All of this self doubt makes me regret the choice I made to come home. To get through this program I have to just give the professors they want to hear, and keep my thoughts and opinions to myself. The only thing I am learning from this program is that it is shaping leaders who do not truly value diversity, and will only ever help a certain population of students. The only thing I am learning from this program is that I do not want to be a part of it.

If I did not have so much money invested already, and didn’t need the fancy letter after my name to get a good teaching job overseas, I would have already quit.

The self doubt is starting to affect my studying for the test. I am excited that the test is almost over and that one of my favorite people is about to land on my doorstep for a few days of pure California tourist fun.

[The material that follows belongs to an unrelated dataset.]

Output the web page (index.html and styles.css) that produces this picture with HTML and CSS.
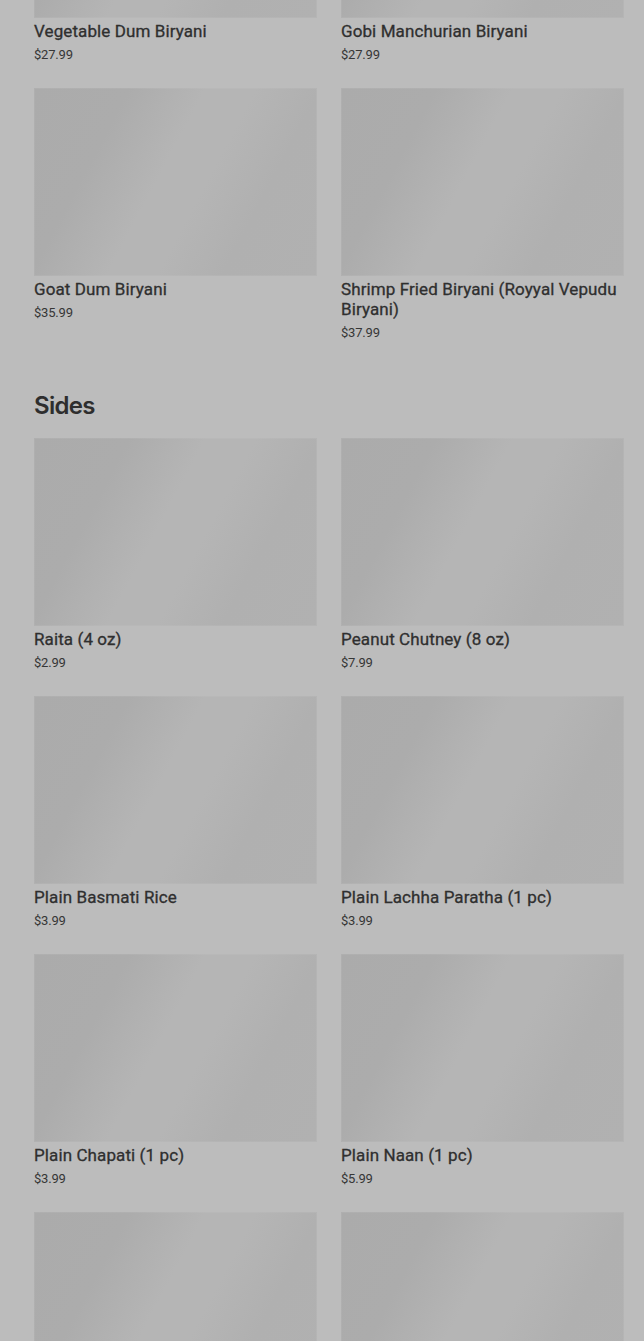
FILE: index.html
```html
<!DOCTYPE html>
<html lang="en">
<head>
<meta charset="utf-8">
<title>Menu</title>
<link rel="stylesheet" href="styles.css">
</head>
<body>
<main class="menu">
  <section class="section">
    <div class="grid">
      <article class="item"><div class="thumb"></div><h3 class="name">Vegetable Dum Biryani</h3><p class="price">$27.99</p></article>
      <article class="item"><div class="thumb"></div><h3 class="name">Gobi Manchurian Biryani</h3><p class="price">$27.99</p></article>
      <article class="item"><div class="thumb"></div><h3 class="name">Goat Dum Biryani</h3><p class="price">$35.99</p></article>
      <article class="item"><div class="thumb"></div><h3 class="name">Shrimp Fried Biryani (Royyal Vepudu Biryani)</h3><p class="price">$37.99</p></article>
    </div>
  </section>
  <section class="section">
    <h2 class="section-title">Sides</h2>
    <div class="grid">
      <article class="item"><div class="thumb"></div><h3 class="name">Raita (4 oz)</h3><p class="price">$2.99</p></article>
      <article class="item"><div class="thumb"></div><h3 class="name">Peanut Chutney (8 oz)</h3><p class="price">$7.99</p></article>
      <article class="item"><div class="thumb"></div><h3 class="name">Plain Basmati Rice</h3><p class="price">$3.99</p></article>
      <article class="item"><div class="thumb"></div><h3 class="name">Plain Lachha Paratha (1 pc)</h3><p class="price">$3.99</p></article>
      <article class="item"><div class="thumb"></div><h3 class="name">Plain Chapati (1 pc)</h3><p class="price">$3.99</p></article>
      <article class="item"><div class="thumb"></div><h3 class="name">Plain Naan (1 pc)</h3><p class="price">$5.99</p></article>
      <article class="item"><div class="thumb"></div><h3 class="name">&nbsp;</h3><p class="price">&nbsp;</p></article>
      <article class="item"><div class="thumb"></div><h3 class="name">&nbsp;</h3><p class="price">&nbsp;</p></article>
    </div>
  </section>
</main>
</body>
</html>
```

FILE: styles.css
```css
html, body {
  margin: 0;
  padding: 0;
  background: #bcbcbc;
  overflow: hidden;
}

body {
  font-family: Roboto, "Liberation Sans", Arial, sans-serif;
  color: #2e2e2e;
}

.menu {
  /* page is scrolled: the first row's images sit above the viewport */
  margin-top: -170px;
  padding: 0 20px 0 34px;
}

.section + .section {
  margin-top: 48px;
}

.section-title {
  margin: 0 0 16px;
  font-family: Inter, "Noto Sans", sans-serif;
  font-weight: 600;
  font-size: 24px;
  line-height: 32px;
  letter-spacing: -0.7px;
  color: #2e2e2e;
}

.grid {
  display: grid;
  grid-template-columns: 1fr 1fr;
  gap: 24px;
  align-items: start;
}

.item {
  display: flex;
  flex-direction: column;
}

.thumb {
  height: 188px;
  background: linear-gradient(118deg, #ababab 0%, #acacac 25%, #b5b5b5 45%, #b5b5b5 58%, #b0b0b0 75%, #b1b1b1 100%);
  box-shadow: inset 0 0 0 1px rgba(255, 255, 255, 0.05);
}

.name {
  margin: 3px 0 0;
  font-size: 17px;
  line-height: 20px;
  font-weight: 400;
  letter-spacing: 0.1px;
  -webkit-text-stroke: 0.3px currentColor;
  color: #2f2f2f;
}

.price {
  margin: 4px 0 0;
  font-size: 13px;
  line-height: 19px;
  color: #363636;
  letter-spacing: -0.2px;
}
```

Studying sucks, but it sucks a little less the closer I get to the test.

Qualifying exam is in three days…that means three days until FREEEEEEEDDDDDDDOOOMMMMM!

 

The Scamp Quits

http://www.youtube.com/watch?v=Xezj7UxfgdI’

Today I quit my job.

It has been a long time coming (which is a bit sad since I have only been there a year), but the day finally arrived.

Today I quit my job in favor of a career.

My classes at the community college filled, and I will now make my living doing something I love instead of just something that allows me to barely scrape by and pay my bills.

I’m not really a quitter, so it feels strange to quit a job, but it served its purpose, and now I no longer have to put up with the Bitchy Bitty Brigade. I know that I won’t be there to see those women get their comeuppance, but I would like to think that the universe will right that environment soon enough.

The good news is: it is no longer my problem.

Summer school has finally finished. I survived mostly intact.

The qualifying exam is in 6 days. I wish I had done some more studying, but I think I will be able to pass.

Then I have the first two weeks I have had in almost two years.